* Begin *
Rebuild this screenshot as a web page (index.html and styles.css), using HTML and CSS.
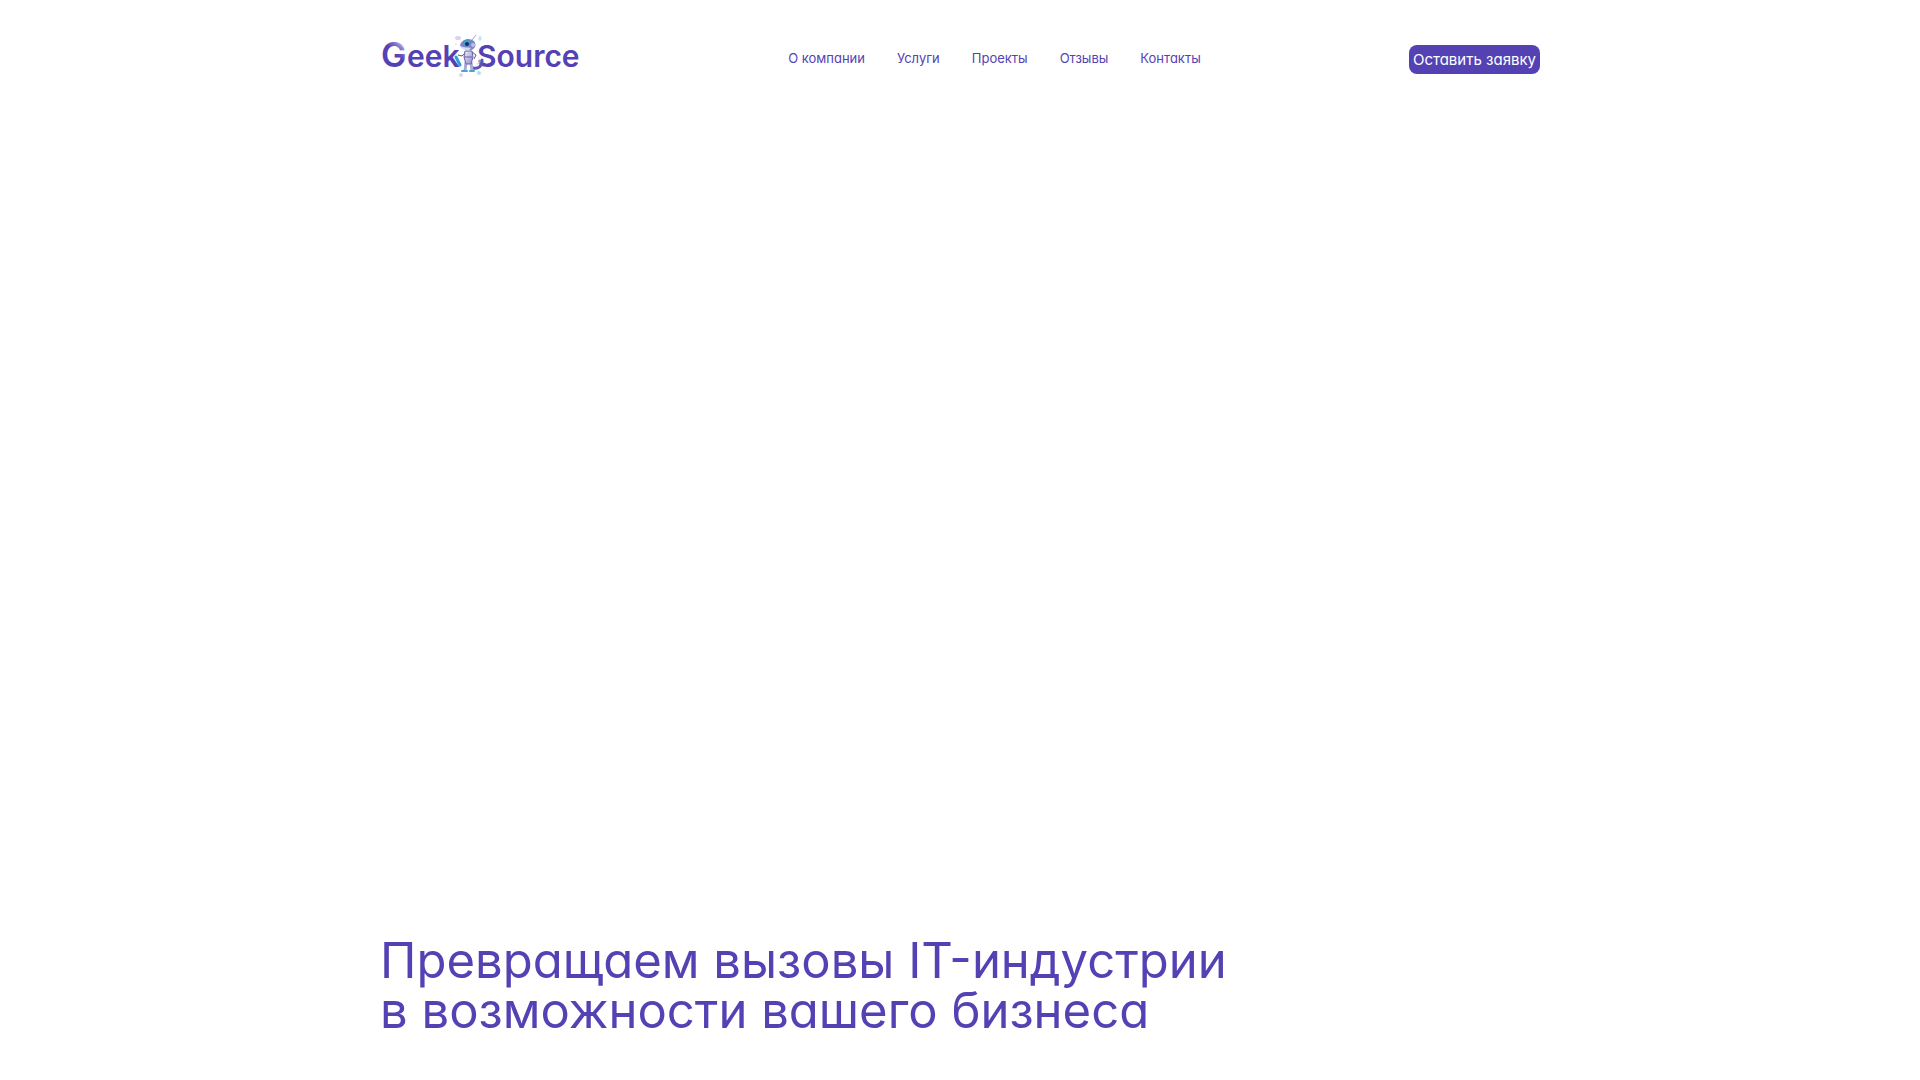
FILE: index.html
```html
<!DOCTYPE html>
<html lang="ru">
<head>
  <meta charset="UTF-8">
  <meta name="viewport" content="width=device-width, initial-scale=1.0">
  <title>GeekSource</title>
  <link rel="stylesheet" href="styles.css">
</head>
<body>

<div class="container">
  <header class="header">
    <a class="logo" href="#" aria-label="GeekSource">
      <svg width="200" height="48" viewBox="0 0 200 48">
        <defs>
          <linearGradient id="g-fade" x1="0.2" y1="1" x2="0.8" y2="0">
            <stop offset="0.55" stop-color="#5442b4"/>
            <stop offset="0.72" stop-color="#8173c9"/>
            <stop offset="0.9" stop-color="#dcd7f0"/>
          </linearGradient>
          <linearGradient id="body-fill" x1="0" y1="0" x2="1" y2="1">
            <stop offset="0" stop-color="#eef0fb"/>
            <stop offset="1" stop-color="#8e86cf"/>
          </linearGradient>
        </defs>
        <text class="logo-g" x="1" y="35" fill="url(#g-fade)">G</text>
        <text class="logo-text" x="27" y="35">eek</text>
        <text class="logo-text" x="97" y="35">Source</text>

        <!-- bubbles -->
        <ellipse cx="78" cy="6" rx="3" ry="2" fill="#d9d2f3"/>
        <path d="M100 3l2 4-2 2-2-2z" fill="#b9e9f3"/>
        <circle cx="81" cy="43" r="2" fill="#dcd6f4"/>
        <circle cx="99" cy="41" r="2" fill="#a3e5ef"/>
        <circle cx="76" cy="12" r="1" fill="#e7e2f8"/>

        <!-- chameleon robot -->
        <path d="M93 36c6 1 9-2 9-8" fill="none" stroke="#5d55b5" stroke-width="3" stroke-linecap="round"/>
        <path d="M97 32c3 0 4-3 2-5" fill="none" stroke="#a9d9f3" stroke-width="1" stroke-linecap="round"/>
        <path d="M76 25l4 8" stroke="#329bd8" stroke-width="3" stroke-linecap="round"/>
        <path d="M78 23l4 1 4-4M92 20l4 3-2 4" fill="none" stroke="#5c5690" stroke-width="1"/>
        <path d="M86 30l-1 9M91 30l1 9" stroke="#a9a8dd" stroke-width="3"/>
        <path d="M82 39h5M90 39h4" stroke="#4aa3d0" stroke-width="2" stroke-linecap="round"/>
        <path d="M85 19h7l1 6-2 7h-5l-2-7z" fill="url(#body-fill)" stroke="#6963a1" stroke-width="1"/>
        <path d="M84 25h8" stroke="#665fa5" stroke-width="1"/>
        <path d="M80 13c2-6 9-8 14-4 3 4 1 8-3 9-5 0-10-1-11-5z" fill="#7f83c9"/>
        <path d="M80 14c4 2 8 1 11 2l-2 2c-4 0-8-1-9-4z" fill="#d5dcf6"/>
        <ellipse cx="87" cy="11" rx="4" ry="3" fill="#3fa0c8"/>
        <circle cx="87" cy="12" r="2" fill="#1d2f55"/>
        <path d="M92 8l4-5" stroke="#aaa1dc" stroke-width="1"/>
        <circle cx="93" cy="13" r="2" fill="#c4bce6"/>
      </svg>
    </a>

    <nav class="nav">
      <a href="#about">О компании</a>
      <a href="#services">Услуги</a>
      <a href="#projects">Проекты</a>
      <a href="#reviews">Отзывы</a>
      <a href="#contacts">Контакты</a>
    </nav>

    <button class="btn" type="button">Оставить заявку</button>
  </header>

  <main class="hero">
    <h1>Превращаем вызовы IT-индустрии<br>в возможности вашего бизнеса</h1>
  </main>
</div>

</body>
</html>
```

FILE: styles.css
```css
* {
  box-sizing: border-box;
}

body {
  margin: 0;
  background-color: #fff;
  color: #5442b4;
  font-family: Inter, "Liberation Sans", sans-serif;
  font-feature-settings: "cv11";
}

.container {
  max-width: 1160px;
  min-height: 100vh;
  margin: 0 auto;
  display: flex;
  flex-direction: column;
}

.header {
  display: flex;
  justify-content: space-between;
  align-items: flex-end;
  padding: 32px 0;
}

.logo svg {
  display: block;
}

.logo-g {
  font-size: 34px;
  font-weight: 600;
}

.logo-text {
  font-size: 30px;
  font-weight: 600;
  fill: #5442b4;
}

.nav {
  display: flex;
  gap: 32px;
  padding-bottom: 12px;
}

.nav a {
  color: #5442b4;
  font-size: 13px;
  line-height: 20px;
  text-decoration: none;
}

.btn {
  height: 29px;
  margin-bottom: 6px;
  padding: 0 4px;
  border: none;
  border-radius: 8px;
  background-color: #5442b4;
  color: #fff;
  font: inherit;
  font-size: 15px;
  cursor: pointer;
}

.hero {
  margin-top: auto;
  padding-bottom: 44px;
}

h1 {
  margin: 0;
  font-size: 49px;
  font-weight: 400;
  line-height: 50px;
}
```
* End *
Prompt –
Reproduce the material above in full and without alteration, but skip all pictures.

Task output –
Rebuild this screenshot as a web page (index.html and styles.css), using HTML and CSS.
FILE: index.html
```html
<!DOCTYPE html>
<html lang="ru">
<head>
  <meta charset="UTF-8">
  <meta name="viewport" content="width=device-width, initial-scale=1.0">
  <title>GeekSource</title>
  <link rel="stylesheet" href="styles.css">
</head>
<body>

<div class="container">
  <header class="header">
    <a class="logo" href="#" aria-label="GeekSource">
      <svg width="200" height="48" viewBox="0 0 200 48">
        <defs>
          <linearGradient id="g-fade" x1="0.2" y1="1" x2="0.8" y2="0">
            <stop offset="0.55" stop-color="#5442b4"/>
            <stop offset="0.72" stop-color="#8173c9"/>
            <stop offset="0.9" stop-color="#dcd7f0"/>
          </linearGradient>
          <linearGradient id="body-fill" x1="0" y1="0" x2="1" y2="1">
            <stop offset="0" stop-color="#eef0fb"/>
            <stop offset="1" stop-color="#8e86cf"/>
          </linearGradient>
        </defs>
        <text class="logo-g" x="1" y="35" fill="url(#g-fade)">G</text>
        <text class="logo-text" x="27" y="35">eek</text>
        <text class="logo-text" x="97" y="35">Source</text>

        <!-- bubbles -->
        <ellipse cx="78" cy="6" rx="3" ry="2" fill="#d9d2f3"/>
        <path d="M100 3l2 4-2 2-2-2z" fill="#b9e9f3"/>
        <circle cx="81" cy="43" r="2" fill="#dcd6f4"/>
        <circle cx="99" cy="41" r="2" fill="#a3e5ef"/>
        <circle cx="76" cy="12" r="1" fill="#e7e2f8"/>

        <!-- chameleon robot -->
        <path d="M93 36c6 1 9-2 9-8" fill="none" stroke="#5d55b5" stroke-width="3" stroke-linecap="round"/>
        <path d="M97 32c3 0 4-3 2-5" fill="none" stroke="#a9d9f3" stroke-width="1" stroke-linecap="round"/>
        <path d="M76 25l4 8" stroke="#329bd8" stroke-width="3" stroke-linecap="round"/>
        <path d="M78 23l4 1 4-4M92 20l4 3-2 4" fill="none" stroke="#5c5690" stroke-width="1"/>
        <path d="M86 30l-1 9M91 30l1 9" stroke="#a9a8dd" stroke-width="3"/>
        <path d="M82 39h5M90 39h4" stroke="#4aa3d0" stroke-width="2" stroke-linecap="round"/>
        <path d="M85 19h7l1 6-2 7h-5l-2-7z" fill="url(#body-fill)" stroke="#6963a1" stroke-width="1"/>
        <path d="M84 25h8" stroke="#665fa5" stroke-width="1"/>
        <path d="M80 13c2-6 9-8 14-4 3 4 1 8-3 9-5 0-10-1-11-5z" fill="#7f83c9"/>
        <path d="M80 14c4 2 8 1 11 2l-2 2c-4 0-8-1-9-4z" fill="#d5dcf6"/>
        <ellipse cx="87" cy="11" rx="4" ry="3" fill="#3fa0c8"/>
        <circle cx="87" cy="12" r="2" fill="#1d2f55"/>
        <path d="M92 8l4-5" stroke="#aaa1dc" stroke-width="1"/>
        <circle cx="93" cy="13" r="2" fill="#c4bce6"/>
      </svg>
    </a>

    <nav class="nav">
      <a href="#about">О компании</a>
      <a href="#services">Услуги</a>
      <a href="#projects">Проекты</a>
      <a href="#reviews">Отзывы</a>
      <a href="#contacts">Контакты</a>
    </nav>

    <button class="btn" type="button">Оставить заявку</button>
  </header>

  <main class="hero">
    <h1>Превращаем вызовы IT-индустрии<br>в возможности вашего бизнеса</h1>
  </main>
</div>

</body>
</html>
```

FILE: styles.css
```css
* {
  box-sizing: border-box;
}

body {
  margin: 0;
  background-color: #fff;
  color: #5442b4;
  font-family: Inter, "Liberation Sans", sans-serif;
  font-feature-settings: "cv11";
}

.container {
  max-width: 1160px;
  min-height: 100vh;
  margin: 0 auto;
  display: flex;
  flex-direction: column;
}

.header {
  display: flex;
  justify-content: space-between;
  align-items: flex-end;
  padding: 32px 0;
}

.logo svg {
  display: block;
}

.logo-g {
  font-size: 34px;
  font-weight: 600;
}

.logo-text {
  font-size: 30px;
  font-weight: 600;
  fill: #5442b4;
}

.nav {
  display: flex;
  gap: 32px;
  padding-bottom: 12px;
}

.nav a {
  color: #5442b4;
  font-size: 13px;
  line-height: 20px;
  text-decoration: none;
}

.btn {
  height: 29px;
  margin-bottom: 6px;
  padding: 0 4px;
  border: none;
  border-radius: 8px;
  background-color: #5442b4;
  color: #fff;
  font: inherit;
  font-size: 15px;
  cursor: pointer;
}

.hero {
  margin-top: auto;
  padding-bottom: 44px;
}

h1 {
  margin: 0;
  font-size: 49px;
  font-weight: 400;
  line-height: 50px;
}
```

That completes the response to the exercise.